Potato dauphinois is one dish that fits all the three requirements. It is essentially potato and cream with a hint of garlic. Seriously what’s not to love about potato and cream? This French dish is not terribly difficult to prepare and the ingredients are very easy to obtain. In addition, this dish can feed around 10 people as starter. It is also a great complement to any meat or fish dishes.

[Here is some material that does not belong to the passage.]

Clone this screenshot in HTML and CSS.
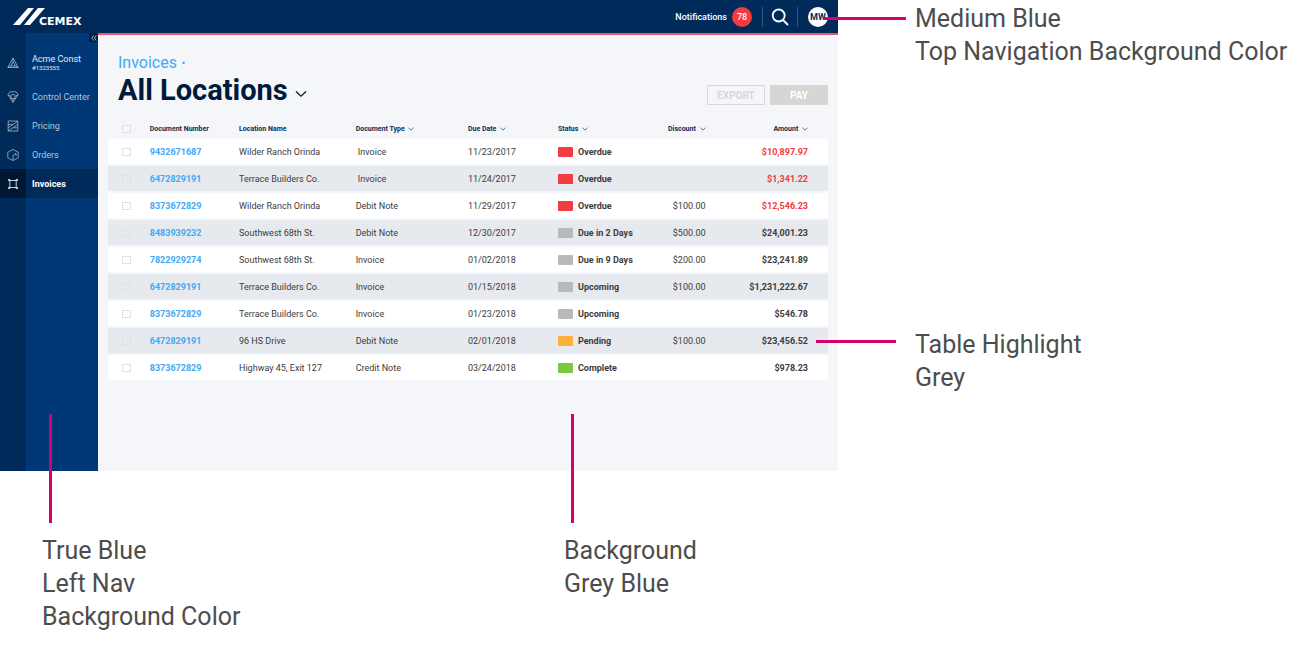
FILE: index.html
```html
<!DOCTYPE html>
<html lang="en">
<head>
<meta charset="utf-8">
<title>Invoices – All Locations</title>
<link rel="stylesheet" href="styles.css">
</head>
<body>
<svg class="symbols">
  <symbol id="chevron" viewBox="0 0 12 8"><path d="M1 1.5 6 6.2 11 1.5" fill="none" stroke="currentColor" stroke-width="1.3"/></symbol>
</svg>
<div class="sheet">
  <div class="app">
    <header class="topbar">
      <a class="brand" href="#" aria-label="Cemex home">
        <svg width="76" height="24" viewBox="0 -3 76 24">
          <path d="M0 17 15 0H21L7 17ZM11 17 25 0H32L17 17Z" fill="#fff"/>
          <text class="wordmark" x="26" y="17">CEMEX</text>
        </svg>
      </a>
      <div class="tools">
        <a class="notifications" href="#">Notifications <span class="count">78</span></a>
        <button class="search" aria-label="Search">
          <svg width="18" height="18" viewBox="0 0 18 18" fill="none" stroke="#fff" stroke-width="1.8"><circle cx="7.7" cy="7.5" r="6"/><path d="m12 12 5 5"/></svg>
        </button>
        <button class="avatar">MW</button>
      </div>
    </header>
    <nav class="sidebar">
      <button class="collapse" aria-label="Collapse menu"><svg width="6" height="6" viewBox="0 0 6 6" fill="none" stroke="#c5d1e0" stroke-width=".8"><path d="M2.8.4.8 3l2 2.6M5.4.4 3.4 3l2 2.6"/></svg></button>
      <a class="item account" href="#">
        <span class="glyph"><svg viewBox="0 0 12 12"><path d="M6 1 11.2 10.5H.8ZM6 5 8.4 9H3.6ZM6 1V5M.8 10.5 3.6 9M11.2 10.5 8.4 9"/></svg></span>
        <span class="label">Acme Const<small>#1323555</small></span>
      </a>
      <a class="item" href="#">
        <span class="glyph"><svg viewBox="0 0 12 12"><path d="M3 .8H9L11.2 3.6 6 11.4.8 3.6ZM.8 3.6 4 5.5M11.2 3.6 8 5.5M4 7.5V5Q4 3.4 6 3.4T8 5V7.5ZM6 7.5V11.4"/></svg></span>
        <span class="label">Control Center</span>
      </a>
      <a class="item" href="#">
        <span class="glyph"><svg viewBox="0 0 12 12"><path d="M1.2 1H10.8V11H1.2ZM1.2 7.8 10.8 1.2M1.2 11 10.8 4.4M1.2 4.4H6M6.2 7.8H10.8"/></svg></span>
        <span class="label">Pricing</span>
      </a>
      <a class="item" href="#">
        <span class="glyph"><svg viewBox="0 0 12 12"><path d="M6 .5 11.2 3.2V8.8L6 11.5.8 8.8V3.2ZM6 11.5V6.2L9 4.4V7"/></svg></span>
        <span class="label">Orders</span>
      </a>
      <a class="item current" href="#" aria-current="page">
        <span class="glyph"><svg viewBox="0 0 12 12"><path d="M2.8 2.5H9.2V9.5H2.8ZM1.4 1.4H2.8V2.5H1.4ZM9.2 1.4H10.6V2.5H9.2ZM1.4 9.5H2.8V10.6H1.4ZM9.2 9.5H10.6V10.6H9.2Z"/></svg></span>
        <span class="label">Invoices</span>
      </a>
    </nav>
    <main class="content">
      <div class="heading">
        <div class="titles">
          <a class="crumb" href="#">Invoices <b>·</b></a>
          <h1><button class="location">All Locations <svg width="12" height="8"><use href="#chevron"/></svg></button></h1>
        </div>
        <div class="actions">
          <button class="action outline">EXPORT</button>
          <button class="action solid">PAY</button>
        </div>
      </div>
      <table class="invoices">
        <colgroup><col class="c-check"><col class="c-number"><col class="c-place"><col class="c-type"><col class="c-due"><col class="c-status"><col class="c-discount"><col class="c-amount"></colgroup>
        <thead>
          <tr>
            <th class="pick"><input type="checkbox" aria-label="Select all"></th>
            <th>Document Number</th>
            <th>Location Name</th>
            <th><button class="sort">Document Type <svg width="6" height="4"><use href="#chevron"/></svg></button></th>
            <th><button class="sort">Due Date <svg width="6" height="4"><use href="#chevron"/></svg></button></th>
            <th><button class="sort">Status <svg width="6" height="4"><use href="#chevron"/></svg></button></th>
            <th class="num"><button class="sort">Discount <svg width="6" height="4"><use href="#chevron"/></svg></button></th>
            <th class="num amount"><button class="sort">Amount <svg width="6" height="4"><use href="#chevron"/></svg></button></th>
          </tr>
        </thead>
        <tbody>
          <tr><td class="pick"><input type="checkbox" aria-label="Select 9432671687"></td><td><a href="#">9432671687</a></td><td>Wilder Ranch Orinda</td><td>&nbsp;Invoice</td><td>11/23/2017</td><td class="status overdue">Overdue</td><td class="num"></td><td class="num amount late">$10,897.97</td></tr>
          <tr><td class="pick"><input type="checkbox" aria-label="Select 6472829191"></td><td><a href="#">6472829191</a></td><td>Terrace Builders Co.</td><td>&nbsp;Invoice</td><td>11/24/2017</td><td class="status overdue">Overdue</td><td class="num"></td><td class="num amount late">$1,341.22</td></tr>
          <tr><td class="pick"><input type="checkbox" aria-label="Select 8373672829"></td><td><a href="#">8373672829</a></td><td>Wilder Ranch Orinda</td><td>Debit Note</td><td>11/29/2017</td><td class="status overdue">Overdue</td><td class="num">$100.00</td><td class="num amount late">$12,546.23</td></tr>
          <tr><td class="pick"><input type="checkbox" aria-label="Select 8483939232"></td><td><a href="#">8483939232</a></td><td>Southwest 68th St.</td><td>Debit Note</td><td>12/30/2017</td><td class="status">Due in 2 Days</td><td class="num">$500.00</td><td class="num amount">$24,001.23</td></tr>
          <tr><td class="pick"><input type="checkbox" aria-label="Select 7822929274"></td><td><a href="#">7822929274</a></td><td>Southwest 68th St.</td><td>Invoice</td><td>01/02/2018</td><td class="status">Due in 9 Days</td><td class="num">$200.00</td><td class="num amount">$23,241.89</td></tr>
          <tr><td class="pick"><input type="checkbox" aria-label="Select 6472829191"></td><td><a href="#">6472829191</a></td><td>Terrace Builders Co.</td><td>Invoice</td><td>01/15/2018</td><td class="status">Upcoming</td><td class="num">$100.00</td><td class="num amount">$1,231,222.67</td></tr>
          <tr><td class="pick"><input type="checkbox" aria-label="Select 8373672829"></td><td><a href="#">8373672829</a></td><td>Terrace Builders Co.</td><td>Invoice</td><td>01/23/2018</td><td class="status">Upcoming</td><td class="num"></td><td class="num amount">$546.78</td></tr>
          <tr><td class="pick"><input type="checkbox" aria-label="Select 6472829191"></td><td><a href="#">6472829191</a></td><td>96 HS Drive</td><td>Debit Note</td><td>02/01/2018</td><td class="status pending">Pending</td><td class="num">$100.00</td><td class="num amount">$23,456.52</td></tr>
          <tr><td class="pick"><input type="checkbox" aria-label="Select 8373672829"></td><td><a href="#">8373672829</a></td><td>Highway 45, Exit 127</td><td>Credit Note</td><td>03/24/2018</td><td class="status complete">Complete</td><td class="num"></td><td class="num amount">$978.23</td></tr>
        </tbody>
      </table>
    </main>
  </div>
  <aside class="side-notes">
    <p class="note reach-topbar">Medium Blue<br>Top Navigation Background Color</p>
    <p class="note reach-row">Table Highlight<br>Grey</p>
  </aside>
  <div class="foot-notes">
    <p class="note reach-up">True Blue<br>Left Nav<br>Background Color</p>
    <p class="note reach-up">Background<br>Grey Blue</p>
  </div>
</div>
</body>
</html>
```
FILE: styles.css
```css
* { box-sizing: border-box; }

body {
  margin: 0;
  background: #fff;
  color: #3c3c3c;
  font-family: Roboto, "Liberation Sans", sans-serif;
}

a { color: inherit; text-decoration: none; }

button {
  padding: 0;
  border: 0;
  background: none;
  color: inherit;
  font: inherit;
  cursor: pointer;
}

.symbols { display: none; }

.sheet {
  display: grid;
  grid-template-columns: minmax(0, 838fr) minmax(0, 461fr);
}

.app {
  display: grid;
  grid-template-columns: 98px minmax(0, 1fr);
  grid-template-rows: auto 1fr;
  background: #f4f6fa;
}

/* Top bar */
.topbar {
  grid-column: 1 / -1;
  display: flex;
  justify-content: space-between;
  align-items: center;
  height: 33px;
  padding: 0 10px 0 13px;
  background: #002a59;
  color: #fff;
}

.brand svg { display: block; }

.wordmark {
  fill: #fff;
  font: bold 11px "DejaVu Sans", sans-serif;
}

.tools { display: flex; align-items: center; }

.notifications {
  display: flex;
  align-items: center;
  gap: 5px;
  padding-right: 10px;
  font-size: 9px;
  font-weight: 500;
}

.count {
  width: 20px;
  height: 20px;
  border-radius: 50%;
  background: #f23b42;
  font-size: 9px;
  line-height: 20px;
  text-align: center;
}

.search {
  display: flex;
  padding: 1px 8px;
  border: solid #3b5878;
  border-width: 0 1px;
}

.avatar {
  width: 20px;
  height: 20px;
  margin-left: 10px;
  border-radius: 50%;
  background: #fff;
  color: #002a59;
  font-size: 9px;
  font-weight: 700;
}

/* Left navigation */
.sidebar {
  position: relative;
  padding-top: 11px;
  background: linear-gradient(90deg, #002a59 26px, #003876 26px);
  color: #b3c5d9;
}

.collapse {
  position: absolute;
  top: 0;
  right: 0;
  display: grid;
  place-items: center;
  width: 9px;
  height: 9px;
  background: #001f43;
}

.item {
  display: grid;
  grid-template-columns: 26px 1fr;
  align-items: center;
  height: 29px;
  font-size: 9px;
}

.account { height: 38px; color: #e3eaf2; }

.glyph { display: grid; place-items: center; height: 100%; }

.glyph svg {
  width: 12px;
  height: 12px;
  fill: none;
  stroke: #a5b6ca;
  stroke-width: .8;
}

.label { padding-left: 6px; line-height: 10px; white-space: nowrap; }
.label small { display: block; font-size: 6px; line-height: 8px; }

.current { background: #002a59; color: #fff; font-weight: 700; }
.current .glyph { background: #001733; }
.current .glyph svg { stroke: #fff; }

/* Content */
.content {
  padding: 18px 10px 89px;
  border-top: 2px solid #f0566a;
}

.heading {
  display: flex;
  justify-content: space-between;
  align-items: flex-end;
  padding-left: 10px;
}

.crumb {
  display: block;
  color: #41a9f5;
  font-size: 16px;
  line-height: 20px;
}

h1 {
  margin: 0;
  color: #001a3a;
  font-size: 29px;
  font-weight: 700;
  line-height: 34px;
}

.location svg { vertical-align: 2px; }

.actions { display: flex; gap: 5px; padding-bottom: 2px; }

.action {
  width: 58px;
  height: 20px;
  border: 1px solid #d8d8d8;
  font-size: 10px;
  font-weight: 700;
}

.outline { color: #d8d8d8; }
.solid { background: #d6d6d6; color: #fff; }

/* Invoice table */
.invoices {
  width: 100%;
  margin-top: 11px;
  border-collapse: separate;
  border-spacing: 0 2px;
  table-layout: fixed;
  font-size: 9px;
}

.c-check { width: 5.8%; }
.c-number { width: 12.4%; }
.c-place { width: 16.2%; }
.c-type { width: 15.6%; }
.c-due { width: 12.5%; }
.c-status { width: 12.5%; }
.c-discount { width: 8%; }
.c-amount { width: 17%; }

th, td {
  height: 25px;
  padding: 0;
  text-align: left;
  white-space: nowrap;
}

th { height: 17px; color: #0d2c51; font-size: 7px; font-weight: 700; }

.sort svg { margin-left: 2px; }

tbody tr { background: #fff; }
tbody tr:nth-child(even) { background: #e6e9ee; }

.pick { padding-left: 14px; }

.pick input {
  display: block;
  width: 9px;
  height: 8px;
  margin: 0;
  border: 1px solid #dfe1e4;
  appearance: none;
}

td a { color: #41a9f5; font-weight: 700; }

.num { text-align: right; }
.amount { padding-right: 20px; }
td.amount, td.status { font-weight: 700; }
.late { color: #f23b42; }

.status::before {
  content: "";
  display: inline-block;
  width: 15px;
  height: 10px;
  margin-right: 5px;
  border-radius: 1px;
  background: #b8b9bd;
  vertical-align: -2px;
}

.overdue::before { background: #f23b42; }
.pending::before { background: #fdb03b; }
.complete::before { background: #7ac943; }

/* Notes with leader lines */
.note {
  position: relative;
  margin: 0;
  color: #4d4d4d;
  font-size: 25px;
  line-height: 33px;
  white-space: nowrap;
}

.note::before {
  content: "";
  position: absolute;
  background: #d6006d;
}

.side-notes {
  display: flex;
  flex-direction: column;
  gap: 260px;
  padding: 2px 0 0 77px;
}

.reach-topbar::before { top: 15px; left: -92px; width: 83px; height: 3px; }
.reach-row::before { top: 12px; left: -99px; width: 80px; height: 3px; }

.foot-notes {
  grid-column: 1 / -1;
  display: grid;
  grid-template-columns: 522fr 735fr;
  padding: 63px 0 36px 42px;
}

.reach-up::before { top: -120px; left: 7px; width: 3px; height: 109px; }
```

Besides being a starter, you can also prepare potato dauphinois as a meal, serving it with salad. If you like, you can add in protein to give it a bit more substance. However I don’t think this dish needs any cheese as the cream provides sufficient richness.

Potato dauphinois
(Adapted from Rachel Khoo’s The Little Paris Kitchen)
I am not very particular about the choice of potatoes – waxy (the potatoes will hope their shape, giving the dish a bite) vs. floury (the potatoes break down easily so you get a creamier gratin). In Singapore, the potatoes are not labelled but most of them are floury. If you like your potatoes to hold their shapes, cut down the cooking time in the pot.

Ingredients
1)      1kg potatoes of your choice
2)      300ml milk (and a bit more)
3)      300ml thickened cream (I used Bulla’s)
4)      A pinch of nutmeg (I prefer to use freshly grated nutmeg)
5)      1 teaspoon Dijon mustard
6)      1 teaspoon (kosher) salt (Table salt is fine)
7)      1 clove of garlic, halve
8)      A knob of soft, unsalted butter
9)      Chopped parsley or dill (optional)

Methods
-        Prep the potatoes – peel (with a vegetable peeler) and slice them into 3mm-thickness. I like to use the mandolin for this as you will get a consistent result. If you do not have a mandolin, I would strongly urge you to get one. If not, take your time to slice the potatoes. Similar thickness will ensure even cooking.
-        In a large pot, pour in the milk, thickened cream, salt, nutmeg and mustard and give it a quick stir. Add in the sliced potatoes in the liquid mixture and put the pot on a stove and let it simmer for 10 minutes. If you like your potatoes to hold their shapes, you can cut down the cooking time to 7 minutes. In addition, if I am bringing this dish to a party, I tend to add in a bit more milk to prevent the potatoes from drying out during transportation and while sitting on the dining table.
-        While the potatoes are cooking (you can leave them alone to cook, there is no need to stir them; just make sure the cream don’t boil over.), preheat the oven to 200oC.
-        Using the cut side of the halved garlic, rub it around the inside of the baking dish. With the knob of unsalted butter, grease the inside of the baking dish. You can use any baking dish that will fit 1kg of potatoes and 600ml of liquid.
-        After the potatoes are cooked, place the potatoes and cream mixture in the baking tray. At this stage, I will pick the slices that are not broken and set aside. These pieces will be used to decorate the top of the dish.
-        Once the potatoes are placed evenly in the dish, you can put the picked slices of potatoes on top of the dish. It is not necessary for you to do this – I just like to present a pretty dish.
-        Bake the gratin for 35-40 minutes or until golden and bubbling. Be careful not to overcook as the cream will curdle. Once again, if you plan to bring this dish to a party, under-bake it (around 25 minutes) – the residual heat will cook the dish.
-        Serve hot with a sprinkle of chopped parsley or dill.